November 10, 2020
Jacksonville residents are usually so civil that we can’t imagine men “egging” a lady and burning her in effigy, but that was the case when Abigail Scott Duniway campaigned for women’s suffrage in Jacksonville in 1879. Her offense was unearthing the past marital difficulties of one of the town’s most prominent citizens, Judge Paine Page Prim. She wrote scathingly in her newspaper, the New Northwest about Judge Prim having abandoned his wife, even though he and his wife had reconciled years before. The editor of the Democratic Times wrote: “If these are the teachings of woman suffrage, it should be prohibited by statute.” Prim in turn prevented her from speaking at the region’s Fourth of July celebration.

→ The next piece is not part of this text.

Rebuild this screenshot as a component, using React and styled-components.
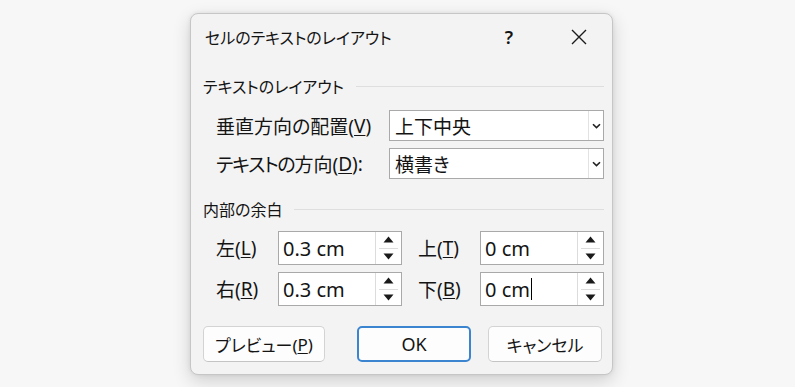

Duniway admitted in her autobiography, Path Breaking, that she was partly to blame for the incident, but dismissed the Jacksonville men as “old miners, or refugees from the bush-whacking regions of Missouri, whence they had been driven by the exigencies growing out of the Civil War.” But she also presented a more forgiving face writing that Jacksonville had become the “center of a large degree of Equal Suffrage sentiment.” Aside from her one unfortunate experience, she said she was always made to feel at home here.
And Abigail eventually won the “battle of the sexes.” After five previous attempts, Oregon gave women the vote on November 12, 1912, the 9th state to do so, and 8 years prior to the passage of the 19th Amendment.